Silk Top- Wilfred, Snake Print Tank- Wilfred (Aritzia), Lace-Inset Bells- Free People, Cross Necklace- Vintage, Layered Necklace- Iosselliani, Square Cuff- Fallon, Triangle Ring- Pamela Love

As usual, Joey did some obvious photoshopping on that last picture. There's just something about my face that makes him want  to...alter it. Ha. It does kinda make me want to reconsider my reconsideration of the eyebrow-bleaching though, as I assume it would look somewhat like this- creepy. And what girl doesn't long to look creepier, right?

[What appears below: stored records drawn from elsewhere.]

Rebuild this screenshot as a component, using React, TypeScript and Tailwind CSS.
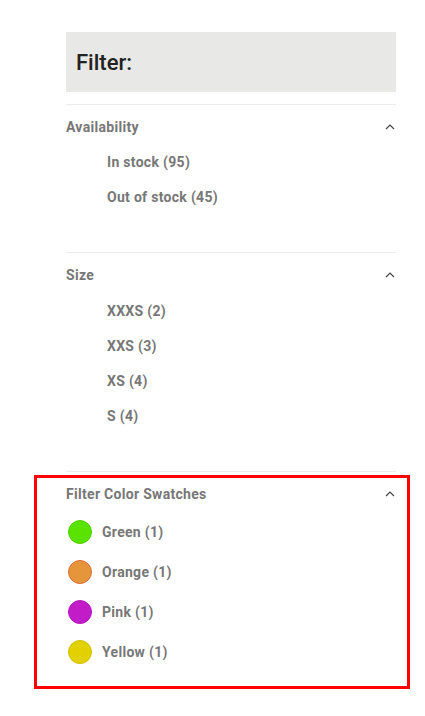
import React from "react";

const Chevron = () => (
  <svg width="10" height="6" viewBox="0 0 10 6" className="text-[#444]">
    <path d="M1 5 L5 1 L9 5" fill="none" stroke="currentColor" strokeWidth="1.2" />
  </svg>
);

const Section = ({ title, children, pb }: { title: string; children: React.ReactNode; pb: string }) => (
  <div className={`border-t border-[#ececec] ${pb}`}>
    <div className="flex items-center justify-between pt-[12px] h-[32px]">
      <span className="text-[14px] leading-[20px] font-bold tracking-[0.3px] text-[#777]">{title}</span>
      <span className="mr-[1px]"><Chevron /></span>
    </div>
    {children}
  </div>
);

const swatches = [
  { name: "Green (1)", color: "#5ae200", border: "#52d000" },
  { name: "Orange (1)", color: "#e5963a", border: "#d8703a" },
  { name: "Pink (1)", color: "#c21cc9", border: "#b41abc" },
  { name: "Yellow (1)", color: "#e2d000", border: "#d0bf00" },
];

export default function App() {
  return (
    <div className="relative w-[425px] h-[716px] bg-white" style={{ fontFamily: "Roboto, 'Liberation Sans', sans-serif" }}>
      <div className="ml-[66px] w-[330px] pt-[32px]">
        <div className="h-[60px] bg-[#e8e8e6] flex items-center pl-[10px]">
          <span className="text-[22px] font-medium text-[#222]">Filter:</span>
        </div>
        <div className="mt-[12px]">
          <Section title="Availability" pb="pb-[37px]">
            <div className="mt-[8px] pl-[41px]">
              {["In stock (95)", "Out of stock (45)"].map((t) => (
                <div key={t} className="h-[35px] flex items-center text-[14px] font-bold tracking-[0.3px] text-[#777]">{t}</div>
              ))}
            </div>
          </Section>
          <Section title="Size" pb="pb-[37px]">
            <div className="mt-[9px] pl-[41px]">
              {["XXXS (2)", "XXS (3)", "XS (4)", "S (4)"].map((t) => (
                <div key={t} className="h-[35px] flex items-center text-[14px] font-bold tracking-[0.3px] text-[#777]">{t}</div>
              ))}
            </div>
          </Section>
          <Section title="Filter Color Swatches" pb="pb-[20px]">
            <div className="mt-[8px] pl-[2px]">
              {swatches.map((s) => (
                <div key={s.name} className="h-[40px] flex items-center">
                  <span
                    className="w-[24px] h-[24px] rounded-full border"
                    style={{ backgroundColor: s.color, borderColor: s.border }}
                  />
                  <span className="ml-[10px] text-[14px] font-bold tracking-[0.3px] text-[#777]">{s.name}</span>
                </div>
              ))}
            </div>
          </Section>
        </div>
      </div>
      <div className="absolute left-[34px] top-[475px] w-[376px] h-[214px] border-[3px] border-[#ff0000] pointer-events-none" />
    </div>
  );
}
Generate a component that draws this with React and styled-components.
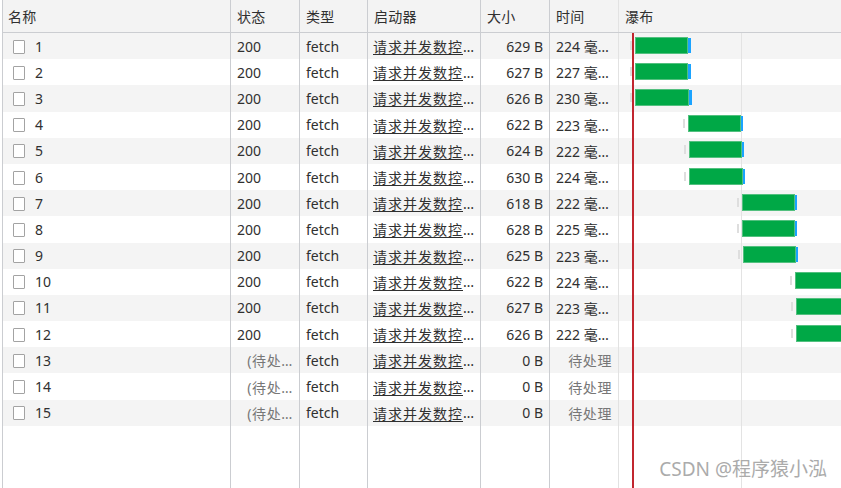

So we are about to watch 30 Days of Night, which I am way too excited about. Maybe because it's (quite literally) the last remaining horror film that I have yet to see (foreign or domestic). Actually I missed out on the whole Saw thing, but that was absolutely on purpose. There's a big difference between a scary film, and one where a useless villain just goes bonkers throwing bloody severed limbs all over the place. Although they did churn out some pretty damn good slashers back in the '70s. Slashers are actually entertaining, it's the torture porn that bothers me. No, worries me- maybe it's the unbelievably trenchant sexism. But that kind of applies to like, over half of all movies ever made. Harold and Maude is really the only romantic comedy I can think of that isn't just swimming in "ladies are stupid so just throw pretty things at them and they might shut up". 
Ok, Margaret Ebert, signing off.
Oh ya- I bought the lavender hair dye. But I don't want to part with my nose ring. SO. Looks like I shall be playing the adolescent with an attitude (ohmygodmomyoureruiningmylife) for a little while. I could always get a job at like, Hot Topic.